> _YOUR TASK_:
Check every line below for the word "this" and copy each one that has it.

> _DATA EXCERPTS_:
+-------+
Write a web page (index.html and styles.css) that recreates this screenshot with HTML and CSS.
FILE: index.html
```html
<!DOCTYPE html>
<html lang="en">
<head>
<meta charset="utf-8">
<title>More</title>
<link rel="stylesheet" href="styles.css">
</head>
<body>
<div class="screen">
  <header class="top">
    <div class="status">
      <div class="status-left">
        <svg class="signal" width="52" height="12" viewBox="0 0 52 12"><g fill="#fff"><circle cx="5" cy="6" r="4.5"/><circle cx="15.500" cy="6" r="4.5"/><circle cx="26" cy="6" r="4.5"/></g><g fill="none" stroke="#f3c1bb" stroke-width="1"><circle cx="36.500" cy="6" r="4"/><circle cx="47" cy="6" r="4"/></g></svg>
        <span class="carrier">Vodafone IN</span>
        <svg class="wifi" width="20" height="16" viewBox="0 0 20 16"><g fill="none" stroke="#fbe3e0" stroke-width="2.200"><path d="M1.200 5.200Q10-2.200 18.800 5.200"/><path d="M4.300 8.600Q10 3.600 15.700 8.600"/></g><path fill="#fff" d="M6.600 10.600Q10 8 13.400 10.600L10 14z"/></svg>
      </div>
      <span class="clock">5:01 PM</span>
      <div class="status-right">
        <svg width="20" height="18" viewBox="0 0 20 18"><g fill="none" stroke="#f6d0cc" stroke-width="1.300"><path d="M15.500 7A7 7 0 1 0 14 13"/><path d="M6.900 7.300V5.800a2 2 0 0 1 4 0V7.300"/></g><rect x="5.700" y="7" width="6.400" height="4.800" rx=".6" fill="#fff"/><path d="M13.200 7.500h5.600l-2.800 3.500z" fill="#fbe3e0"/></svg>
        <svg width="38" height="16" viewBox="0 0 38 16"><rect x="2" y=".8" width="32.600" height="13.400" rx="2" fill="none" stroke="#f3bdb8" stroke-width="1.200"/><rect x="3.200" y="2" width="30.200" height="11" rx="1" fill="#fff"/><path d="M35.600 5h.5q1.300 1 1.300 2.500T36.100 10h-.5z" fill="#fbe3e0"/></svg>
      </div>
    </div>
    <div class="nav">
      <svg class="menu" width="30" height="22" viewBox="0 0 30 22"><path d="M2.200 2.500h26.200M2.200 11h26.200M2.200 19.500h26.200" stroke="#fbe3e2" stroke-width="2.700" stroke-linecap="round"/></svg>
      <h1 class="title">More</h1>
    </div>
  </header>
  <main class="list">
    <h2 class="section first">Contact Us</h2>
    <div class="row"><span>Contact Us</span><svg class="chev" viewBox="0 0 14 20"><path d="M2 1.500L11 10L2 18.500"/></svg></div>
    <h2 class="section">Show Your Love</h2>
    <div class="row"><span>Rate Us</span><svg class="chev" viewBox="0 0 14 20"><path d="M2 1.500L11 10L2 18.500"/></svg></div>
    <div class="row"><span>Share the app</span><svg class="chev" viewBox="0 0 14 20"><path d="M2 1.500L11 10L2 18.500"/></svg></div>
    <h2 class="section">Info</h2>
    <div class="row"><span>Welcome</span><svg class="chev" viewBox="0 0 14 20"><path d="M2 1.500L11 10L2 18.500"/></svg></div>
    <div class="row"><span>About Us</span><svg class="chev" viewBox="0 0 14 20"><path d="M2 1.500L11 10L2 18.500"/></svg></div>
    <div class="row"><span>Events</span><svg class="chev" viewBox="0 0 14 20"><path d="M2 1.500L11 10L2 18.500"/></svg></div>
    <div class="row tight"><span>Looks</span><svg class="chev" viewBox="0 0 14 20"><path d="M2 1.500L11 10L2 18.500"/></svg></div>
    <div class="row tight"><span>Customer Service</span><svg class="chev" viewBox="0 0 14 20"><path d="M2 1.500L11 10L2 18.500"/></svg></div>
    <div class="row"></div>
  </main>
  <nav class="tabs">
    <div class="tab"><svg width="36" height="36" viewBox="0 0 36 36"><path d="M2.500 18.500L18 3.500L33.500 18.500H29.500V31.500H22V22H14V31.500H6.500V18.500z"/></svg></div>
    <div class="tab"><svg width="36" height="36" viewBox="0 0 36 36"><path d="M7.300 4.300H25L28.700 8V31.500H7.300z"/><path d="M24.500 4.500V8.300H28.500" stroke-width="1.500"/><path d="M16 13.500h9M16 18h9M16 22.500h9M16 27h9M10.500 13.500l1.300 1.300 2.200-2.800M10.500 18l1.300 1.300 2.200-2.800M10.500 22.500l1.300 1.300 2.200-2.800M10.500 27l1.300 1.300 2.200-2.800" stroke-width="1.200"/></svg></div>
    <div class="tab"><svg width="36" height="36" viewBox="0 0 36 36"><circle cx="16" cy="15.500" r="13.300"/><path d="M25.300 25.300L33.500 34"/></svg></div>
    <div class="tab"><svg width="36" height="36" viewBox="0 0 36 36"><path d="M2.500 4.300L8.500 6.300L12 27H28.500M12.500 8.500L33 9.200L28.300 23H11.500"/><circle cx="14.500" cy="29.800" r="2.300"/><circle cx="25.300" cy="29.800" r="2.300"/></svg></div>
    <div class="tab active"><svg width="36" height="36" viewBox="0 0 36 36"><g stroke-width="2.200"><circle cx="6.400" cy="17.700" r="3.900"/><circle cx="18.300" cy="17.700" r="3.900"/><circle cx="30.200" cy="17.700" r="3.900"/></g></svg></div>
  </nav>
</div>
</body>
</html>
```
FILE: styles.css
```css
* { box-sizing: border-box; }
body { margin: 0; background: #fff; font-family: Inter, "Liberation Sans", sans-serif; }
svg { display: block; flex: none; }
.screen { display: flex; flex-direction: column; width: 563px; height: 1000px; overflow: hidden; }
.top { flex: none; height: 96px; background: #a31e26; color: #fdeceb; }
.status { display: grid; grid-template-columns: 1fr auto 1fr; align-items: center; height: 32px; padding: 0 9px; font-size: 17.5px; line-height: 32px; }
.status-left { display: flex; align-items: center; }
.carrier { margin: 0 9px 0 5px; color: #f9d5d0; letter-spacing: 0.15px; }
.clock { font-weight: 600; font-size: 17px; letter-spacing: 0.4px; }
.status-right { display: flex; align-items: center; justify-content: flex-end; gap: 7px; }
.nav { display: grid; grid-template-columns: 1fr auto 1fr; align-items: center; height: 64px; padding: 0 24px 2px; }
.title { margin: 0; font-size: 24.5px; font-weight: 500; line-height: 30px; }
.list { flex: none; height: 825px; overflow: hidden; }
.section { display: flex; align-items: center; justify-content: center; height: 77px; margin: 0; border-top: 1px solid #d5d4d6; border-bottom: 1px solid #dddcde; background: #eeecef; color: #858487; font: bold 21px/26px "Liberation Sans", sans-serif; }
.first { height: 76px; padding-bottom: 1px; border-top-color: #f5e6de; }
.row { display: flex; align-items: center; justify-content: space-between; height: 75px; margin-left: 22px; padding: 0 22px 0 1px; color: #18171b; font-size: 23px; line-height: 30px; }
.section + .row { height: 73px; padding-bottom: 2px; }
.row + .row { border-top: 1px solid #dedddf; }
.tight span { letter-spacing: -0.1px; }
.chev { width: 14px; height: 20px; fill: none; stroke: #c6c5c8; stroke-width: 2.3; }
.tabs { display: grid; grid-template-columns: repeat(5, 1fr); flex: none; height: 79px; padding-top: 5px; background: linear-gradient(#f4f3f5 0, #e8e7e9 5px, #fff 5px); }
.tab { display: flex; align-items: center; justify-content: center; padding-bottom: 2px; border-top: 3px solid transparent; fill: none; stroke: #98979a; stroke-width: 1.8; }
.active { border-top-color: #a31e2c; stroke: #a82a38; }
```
+-------+
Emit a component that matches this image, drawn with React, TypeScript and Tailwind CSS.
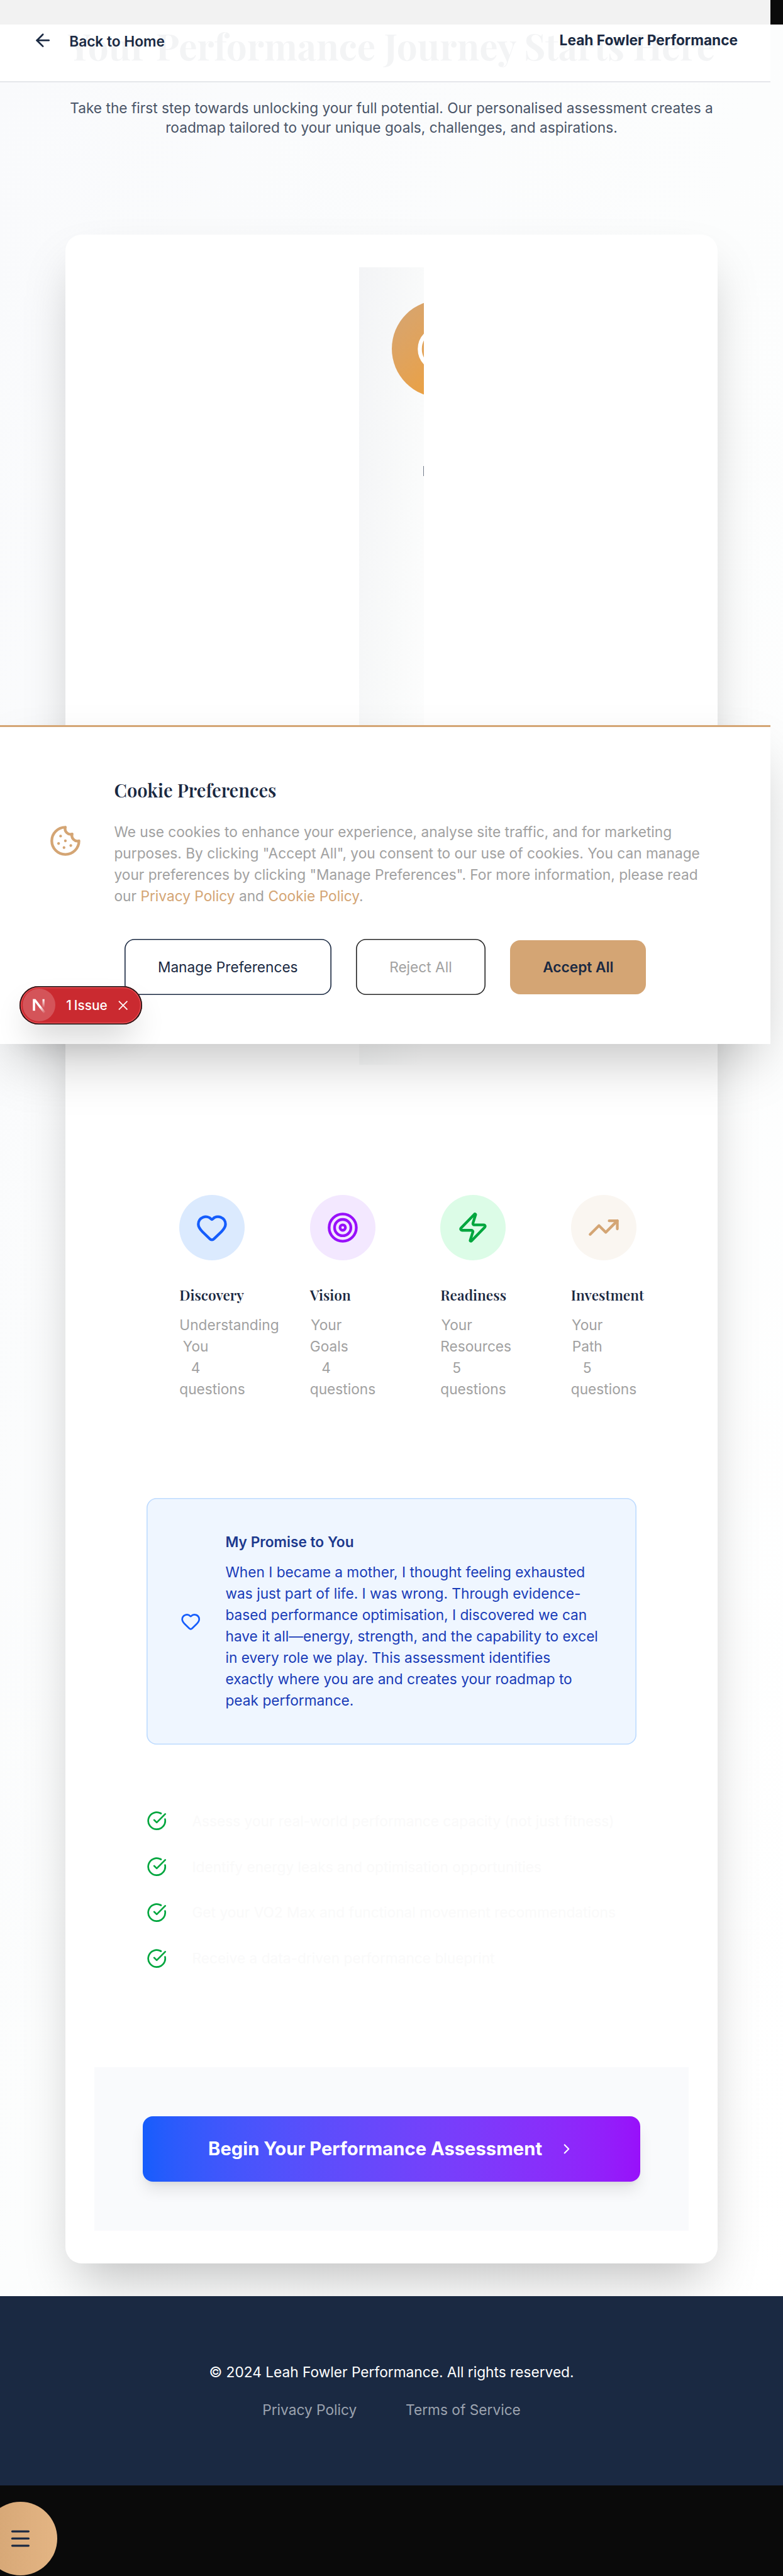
+-------+
> _TASK OUTPUT_:
Write a web page (index.html and styles.css) that recreates this screenshot with HTML and CSS.
Emit a component that matches this image, drawn with React, TypeScript and Tailwind CSS.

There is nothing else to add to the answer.